Dear OpenMPI list,
I noticed a performance problem when increasing the number of CPU's used
to solve my problem. I traced the problem to the MPI_Alltoallv calls. I
turns out the default basic linear algorithm is very sensitive to the
number of CPU's, but the pairwise routine behaves appropriately in my
case. I have performed tests on 16 processes and 24 processes. I have
three 8 core nodes (dual intel quadcore 2.5 GHz), connected with GBE for
these tests. The test sends data (about 12k from each node to every other
node.) I know alltoallv is not the best choice if the data sizes are the
same, but this way it reproduces the situation in my original code.
I have set "coll_tuned_use_dynamic_rules=1" in
$HOME/.openmpi/mca-params.conf
For default runs I used:
time mpirun -np 16 -machinefile hostfile ./testalltoallv
For the basic linear algorithm I used:
time mpirun -np 16 -machinefile hostfile -mca
coll_tuned_alltoallv_algorithm 1 ./testalltoallv
For the pairwise algorithm I used:
time mpirun -np 16 -machinefile hostfile -mca
coll_tuned_alltoallv_algorithm 2 ./testalltoallv
For 24 processes I replaced -np 16 with -np 24. The results (runtime in
seconds):
-np 16 -np 24
default 2.1 15.6
basic linear 2.1 15.6
pairwise 2.1 2.8
*******************************************
A speed difference of almost a factor 6 !!!

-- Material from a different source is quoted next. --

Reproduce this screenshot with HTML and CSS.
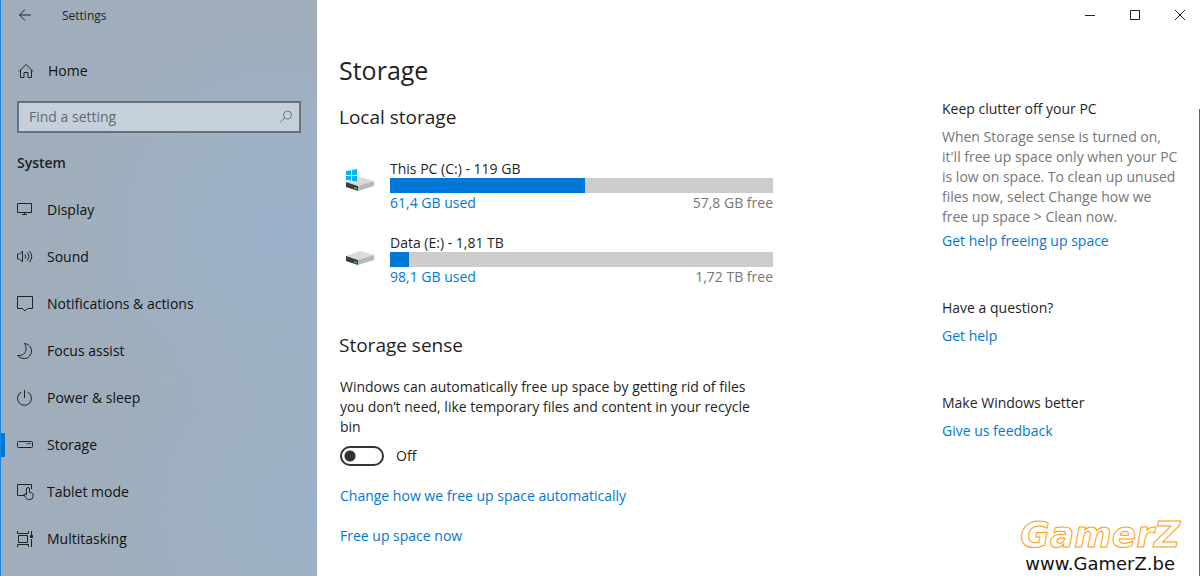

*******************************************
The test code:
#include <stdlib.h>
#include <stdio.h>
#include <mpi.h>
int main(int argc, char **argv)
{
const int data_size=3000;
int repeat=100;
int rank,size;
int i,j;
int *sendbuf, *sendcount, *senddispl;
int *recvbuf, *recvcount, *recvdispl;
MPI_Init(&argc,&argv);
MPI_Comm_rank(MPI_COMM_WORLD,&rank);
MPI_Comm_size(MPI_COMM_WORLD,&size);
sendbuf=malloc(size * data_size * sizeof *sendbuf);
recvbuf=malloc(size * data_size * sizeof *recvbuf);
sendcount=malloc(size * sizeof *sendcount);
senddispl=malloc(size * sizeof *senddispl);
recvcount=malloc(size * sizeof *recvcount);
recvdispl=malloc(size * sizeof *recvdispl);
/* Set up maximum receive lenghts
(*sizeof(int) because MPI_BYTE is used later on) */
for (i=0; i<size; i++)
{
recvcount[i]=data_size*sizeof(int);
recvdispl[i]=i*data_size*sizeof(int);
}
/* Set up number of data items to send */
for (i=0; i<size; i++)
sendcount[i]=data_size*sizeof(int);
for (i=0; i<size; i++)
senddispl[i]=i*data_size*sizeof(int);
/* Do a repetitive test. */
for (j=0; j<repeat; j++)
MPI_Alltoallv(sendbuf,sendcount,senddispl,MPI_BYTE,
recvbuf,recvcount,recvdispl,MPI_BYTE,
MPI_COMM_WORLD);
MPI_Finalize();
return 0;
}
The hostfile:
arthur
arthur
arthur
arthur
arthur
arthur
arthur
arthur
trillian
trillian
trillian
trillian
trillian
trillian
trillian
trillian
zaphod
zaphod
zaphod
zaphod
zaphod
zaphod
zaphod
zaphod
I am using openmpi 1.3.2.
For me the problem is essentially solved, since I can now change the
algorithm and get reasonable speed for my problem, but I was somewhat
surprised about the very large difference in speed, so I wanted to report
it here, if other users find themselves in a similar situation.
--
Daniel Spångberg
Materialkemi
Uppsala Universitet